Песенка в шесть пенсов и карман пшеницы (сборник) - страница 39



Она не ответила, но многозначительно посмотрела на него поверх моей головы, поджала губы и, незаметно покачав головой, вышла из комнаты.

– Мисс О’Риордан принесет нам чай. Полагаю, что из-за морского воздуха у тебя разыгрался аппетит, – весело сказал дядя. Он посадил меня на один из двух старых и довольно потрепанных кожаных стульев, стоявших по обе стороны от камина, и вернулся к бюро. – Позволь мне закончить свои дела. Через минуту я буду с тобой.

Инстинктивно я чувствовал, что он дает нам обоим время прийти в себя. Конечно, для меня здесь были странные условия. Кроме стульев и складного бюро, на котором стояла большая бело-голубая статуя Мадонны, больше в комнате мебели почти не было, как не было и уюта. Черные, довольно потрепанные занавески, ковер, как и стулья, был сильно вытерт, как бы истоптанный за многие годы множеством ног. На каминной полке я увидел биретту[34] и длинный ряд из сложенных кучками пенсов. На одной стене висело распятие из черного дерева и слоновой кости. А на другой стене меня поразила большая гравюра длиннобородого полуголого волосатого старика, забравшегося на самый верх высокой каменной колонны.

– Он тебе нравится? – Дядя поднялся из-за бюро, с полуулыбкой наблюдая за мной.

– Кто это?

– Один из моих любимых святых.

– Но что он там делает?

– Ничего особенного. – Теперь дядя действительно улыбался. – Просто он необычный человек и святой.

В этот момент, всем своим видом выражая чрезвычайное усилие, мисс О’Риордан принесла черный лакированный поднос с чайными принадлежностями и большой тарелкой толсто нарезанных кусков хлеба с маслом. Хотя я привык к гораздо более качественному меню, я едва ли заметил отсутствие выпечки. Мои мысли были настолько заняты этим удивительным стариком на столпе, что, когда экономка вышла, я не выдержал:

– Как высоко он забрался, дядя, и сколько он там пробыл?

– На тридцать шесть кубитов[35], да еще на вершине горы.

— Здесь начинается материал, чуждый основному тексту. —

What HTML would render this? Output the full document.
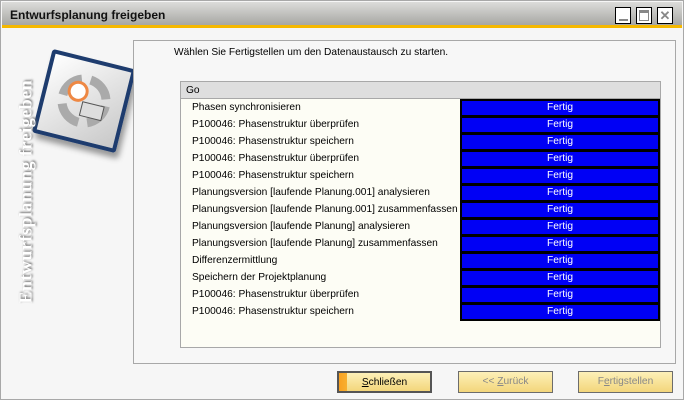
<!DOCTYPE html>
<html><head><meta charset="utf-8"><style>
*{margin:0;padding:0;box-sizing:border-box}
body{width:684px;height:400px;overflow:hidden;background:#fff;font-family:"Liberation Sans",sans-serif;font-size:10.2px;color:#000;position:relative}
.win{position:absolute;left:0;top:0;width:684px;height:400px;border:1px solid #a8a8a8;background:#f6f6f6}
.title{position:absolute;left:1px;top:1px;right:1px;height:26px;background:linear-gradient(#dcdcda,#a7a7a3);border-bottom:3px solid #f5b800}
.title span{position:absolute;left:8px;top:6px;font-weight:bold;font-size:12px;color:#111}
.wb{position:absolute;top:5px;width:16px;height:17px;border:1px solid #000;background:#fff}
.panel{position:absolute;left:132px;top:39px;width:543px;height:324px;border:1px solid #a8a8a8;background:#f7f7f7}
.msg{position:absolute;left:173px;top:46px}
.tbl{position:absolute;left:179px;top:80px;width:481px;height:267px;border:1px solid #a8a8a8;background:#fdfdf5}
.hdr{height:17px;background:#dedede;border-bottom:1px solid #a8a8a8;padding:3px 0 0 5px}
.row{position:relative;height:17px}
.row .l{position:absolute;left:11px;top:3px;white-space:nowrap}
.row .r{position:absolute;left:279px;top:0;width:200px;height:18px;background:#0000f5;border:2px solid #000;color:#fff;text-align:center;line-height:14px}
.btn{position:absolute;top:370px;width:95px;height:22px;border:1px solid #6c6c6c;background:linear-gradient(#fdf0b8,#f3d67b);text-align:center;line-height:20px;color:#888}
.logo{position:absolute;left:40px;top:57px;width:86px;height:86px;transform:rotate(14deg);border:4px solid #1e3c6e;border-radius:3px;background:linear-gradient(135deg,#fff,#c8c8c8);box-shadow:4px 5px 6px #999}
.vt{position:absolute;left:-95px;top:172px;width:240px;transform:rotate(-90deg);font-family:"Liberation Serif",serif;font-weight:bold;font-size:18px;color:#fff;text-shadow:1px 1px 2px #666;white-space:nowrap;letter-spacing:0.5px}
</style></head><body>
<div class="win">
<div class="title"><span>Entwurfsplanung freigeben</span>
<div class="wb" style="left:613px"><div style="position:absolute;left:3px;bottom:2px;width:9px;height:2px;background:#888"></div></div>
<div class="wb" style="left:634px"><div style="position:absolute;left:2px;top:2px;width:10px;height:11px;border:1px solid #888;border-top-width:3px"></div></div>
<div class="wb" style="left:655px;color:#888;font-weight:bold;text-align:center;line-height:15px;font-size:13px">✕</div>
</div>
<div class="logo"><svg width="78" height="78" viewBox="0 0 78 78"><circle cx="39" cy="39" r="22" fill="none" stroke="#aaa" stroke-width="9" stroke-dasharray="26 9"/><circle cx="31" cy="31" r="9" fill="#fff" stroke="#e84" stroke-width="3"/><rect x="38" y="40" width="22" height="14" fill="#ddd" stroke="#555"/></svg></div>
<div class="vt">Entwurfsplanung freigeben</div>
<div class="panel"></div>
<div class="msg">Wählen Sie Fertigstellen um den Datenaustausch zu starten.</div>
<div class="tbl">
<div class="hdr">Go</div>
<div class="row"><span class="l">Phasen synchronisieren</span><span class="r">Fertig</span></div>
<div class="row"><span class="l">P100046: Phasenstruktur überprüfen</span><span class="r">Fertig</span></div>
<div class="row"><span class="l">P100046: Phasenstruktur speichern</span><span class="r">Fertig</span></div>
<div class="row"><span class="l">P100046: Phasenstruktur überprüfen</span><span class="r">Fertig</span></div>
<div class="row"><span class="l">P100046: Phasenstruktur speichern</span><span class="r">Fertig</span></div>
<div class="row"><span class="l">Planungsversion [laufende Planung.001] analysieren</span><span class="r">Fertig</span></div>
<div class="row"><span class="l">Planungsversion [laufende Planung.001] zusammenfassen</span><span class="r">Fertig</span></div>
<div class="row"><span class="l">Planungsversion [laufende Planung] analysieren</span><span class="r">Fertig</span></div>
<div class="row"><span class="l">Planungsversion [laufende Planung] zusammenfassen</span><span class="r">Fertig</span></div>
<div class="row"><span class="l">Differenzermittlung</span><span class="r">Fertig</span></div>
<div class="row"><span class="l">Speichern der Projektplanung</span><span class="r">Fertig</span></div>
<div class="row"><span class="l">P100046: Phasenstruktur überprüfen</span><span class="r">Fertig</span></div>
<div class="row"><span class="l">P100046: Phasenstruktur speichern</span><span class="r">Fertig</span></div>
</div>
<div class="btn" style="left:336px;border:2px solid #555;color:#000;background:linear-gradient(90deg,#f8a020 0,#f8b030 8px,transparent 8px),linear-gradient(#fdf0b8,#f3d67b)"><u>S</u>chließen</div>
<div class="btn" style="left:457px">&lt;&lt; <u>Z</u>urück</div>
<div class="btn" style="left:577px">F<u>e</u>rtigstellen</div>
</div>
</body></html>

И просидел там тридцать лет.

Это было так поразительно, что я подавился первым же куском хлеба с маслом.

– Тридцать лет! Но как же он ел?

– Он опускал корзину. Конечно, он много постился.

– А почему он не падал, когда спал? Я бы так точно упал.

– Ну, он был удивительным стариком. И вероятно, он мало спал. Возможно, его власяница заставляла его бодрствовать.

– Помилуйте, дядя. Власяница!

Он улыбнулся.

– Я не понимаю, зачем он это делал, – сказал я наконец.

– Послушай, Лоуренс… – (Я испытал спазм удовольствия, когда он назвал меня моим полным именем.) – Симеон жил давно, в дикой горной стране, среди диких племен. Как ты можешь себе представить, к нему ходили целые толпы. Он проповедовал им, часто часами, исцелял больных, был кем-то вроде судьи, творил чудеса и таким образом обратил в христианство великое множество людей.

Наступила тишина.

– Вот почему вы держите его в своей комнате?

Он покачал головой:

– Я узнал о нем, когда учился в колледже в Испании. И поскольку у меня было такое же имя, как у него, я чувствовал себя весьма польщенным. Стало быть, как ты понимаешь, это просто тщеславие с моей стороны.

Очарованный нашим разговором, я тепло посмотрел на дядю, который вместо ожидаемой болезненной темы об отце, чреватой слезами, поднял меня до редких исторических и интеллектуальных высот.

– Я хотел бы увидеть какое-нибудь чудо, дядя, – задумчиво сказал я.

– Они происходят каждый день, если мы только поищем их. А теперь налегай на хлеб с маслом. Сегодня у миссис Вителло выходной день, так что до завтрака у нас с едой будет не очень.